We did a systematic review of the research evidence. A systematic review follows very specific rules and steps in order to find studies and make sense of their findings. By using this method, we developed a picture of all the available research in a specific area;

We looked for any studies that considered at least one physical helper used in an office. We included studies if this helper had anything to do with:

  • how well people felt at work (health/well-being)
  • how well people were able to work (performance)
  • the extent to which people found it easier to stay in work (occupational longevity).
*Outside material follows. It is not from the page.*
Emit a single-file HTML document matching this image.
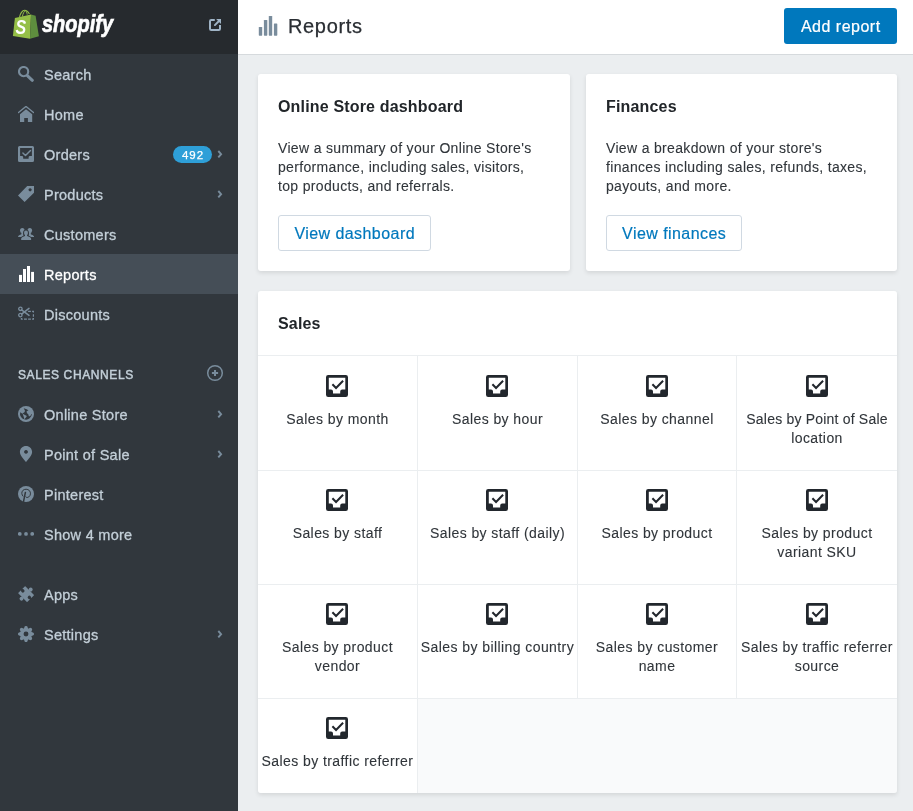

We searched academic literature and guidance documents from charities or advisory groups and:

  • found 319 studies connected with our research topic/question. Of these, only 20 studies mentioned our particular focus;
  • confirmed how trustworthy the results of the studies are. We rated the quality of their research design and reporting of information;
  • grouped all the physical helpers and their positive effects to see at a glance what types have what kind of effect.

What have we found out?

  • Few studies say anything concrete about links between these physical helpers and improved well-being, work ability or staying in a job;
  • Many studies are based on interviews asking people about experience, rather than testing over time to see if physical helpers make a difference;
  • No studies focused specifically on physical helpers. This means that studies only mentioned physical helpers if participants did so;
  • Some studies report general helpful office adjustments such as altering light or desk placement (if available);
  • No studies used strong, reliable research methods, meaning other researchers cannot test their findings by recreating them. Without robust studies, we cannot say anything about cause and effect;
  • So far, we can mostly say that study participants believed that some helpers contributed to a good experience but we have no evidence that they actually work.

Why is this important?

  • We urgently need more and better research;
  • Neurodivergent workers are likely to be better able to access helpers if there is evidence that shows they make a difference;
  • Organisations might be spending money on helpers which don’t help;
  • Charity and other guidelines should acknowledge the evidence base for the accommodations they recommend so that people are aware of the basis for this advice;
  • Developing a specification for return of investment would help researchers and organisations gather more data to inform our understanding of what works, for whom and when.